From 74102c9f9542f34188d31c74051518e9ee1401b8 Mon Sep 17 00:00:00 2001
From: "steve.an" <steve.an@kakaobrain.com>
Date: Tue, 10 Oct 2023 10:39:19 +0900
Subject: [PATCH] Use power of 2 size tensors in Attention benchmark

---
 benchmarks/benchmark_attention.py |  6 +++---
 trident/operation/attention.py    | 12 +++++++++++-
 trident/util/util.py              |  4 ++++
 3 files changed, 18 insertions(+), 4 deletions(-)

diff --git a/benchmarks/benchmark_attention.py b/benchmarks/benchmark_attention.py
index 264c5d7d..c8a29a6d 100644
--- a/benchmarks/benchmark_attention.py
+++ b/benchmarks/benchmark_attention.py
@@ -20,7 +20,7 @@
 
 
 @util.report(
-    "attention forward", ["y_size"], [32 * i for i in range(1, 21)], {"num_batches": 64, "num_heads": 8, "x_size": 64}
+    "attention forward", ["y_size"], [2**i for i in range(5, 10)], {"num_batches": 64, "num_heads": 8, "x_size": 64}
 )
 def bench_attention_forward(num_batches, num_heads, y_size, x_size, dtype, backend):
     factory_kwargs = {"device": "cuda", "dtype": dtype}
@@ -39,8 +39,8 @@ def bench_attention_forward(num_batches, num_heads, y_size, x_size, dtype, backe
 @util.report(
     "attention backward",
     ["y_size"],
-    [64 * i for i in range(1, 21)],
-    {"num_batches": 64, "num_heads": 8, "x_size": 64},
+    [2**i for i in range(5, 10)],
+    {"num_batches": 32, "num_heads": 8, "x_size": 64},
 )
 def bench_attention_backward(num_batches, num_heads, y_size, x_size, dtype, backend):
     factory_kwargs = {"device": "cuda", "dtype": dtype}
diff --git a/trident/operation/attention.py b/trident/operation/attention.py
index fa02549e..ede78438 100644
--- a/trident/operation/attention.py
+++ b/trident/operation/attention.py
@@ -28,6 +28,16 @@ def forward(ctx: Any, *args: Any, **kwargs: Any):
         if query.dim() != 4 or key.dim() != 4 or value.dim() != 4:
             raise ValueError("The dimension of query, key and value should be 4.")
 
+        if (
+            not util.is_pow2(query.shape[-2])
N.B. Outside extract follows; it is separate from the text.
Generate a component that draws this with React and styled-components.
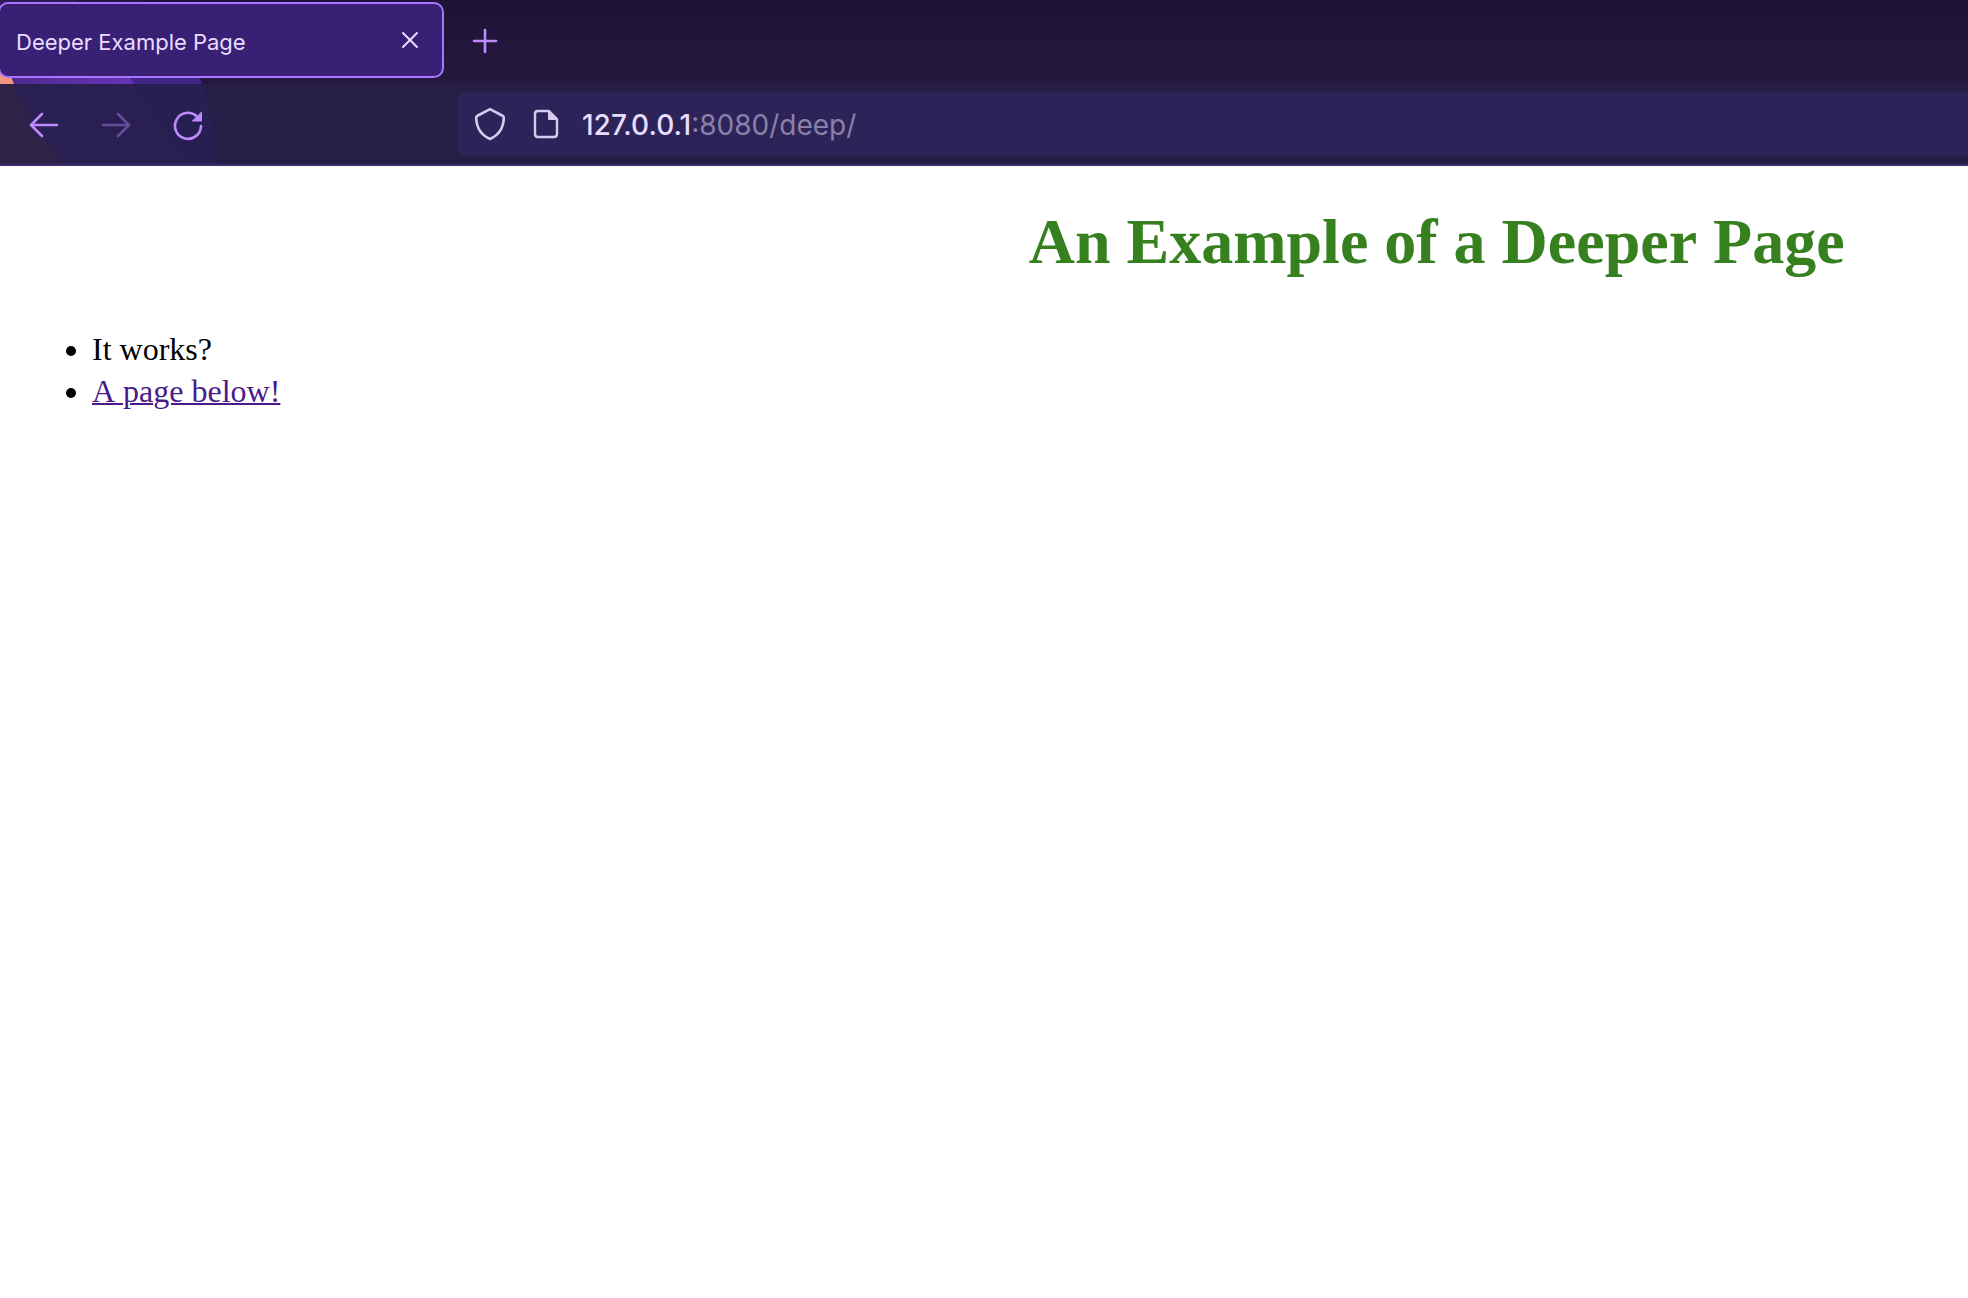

+            or not util.is_pow2(query.shape[-1])
+            or not util.is_pow2(key.shape[-2])
+            or not util.is_pow2(key.shape[-1])
+            or not util.is_pow2(value.shape[-2])
+            or not util.is_pow2(value.shape[-1])
+        ):
+            raise ValueError("Attention supports only for power of 2 size tensors.")
+
         if mask is not None:
             if is_causal:
                 raise ValueError("Error because both attn_mask and is_causal are set.")
@@ -185,7 +195,7 @@ def grid(meta):
             util.dtype(grad_query.dtype),
             64,
             triton.next_power_of_2(x_size),
-            num_warps=4 if x_size <= 64 else 8,
+            num_warps=2,
         )
         util.pop_trace()
 
diff --git a/trident/util/util.py b/trident/util/util.py
index 048ec74c..7b6d9165 100644
--- a/trident/util/util.py
+++ b/trident/util/util.py
@@ -58,6 +58,10 @@ def dtype(input):
         raise ValueError(f"Unable to convert the given input: '{input}'.")
 
 
+def is_pow2(value):
+    return False if value == 0 else (value & (value - 1)) == 0
+
+
 def size_and_stride(input: torch.Tensor, dim: int):
     if input.dim() == 2:
         if dim == 0: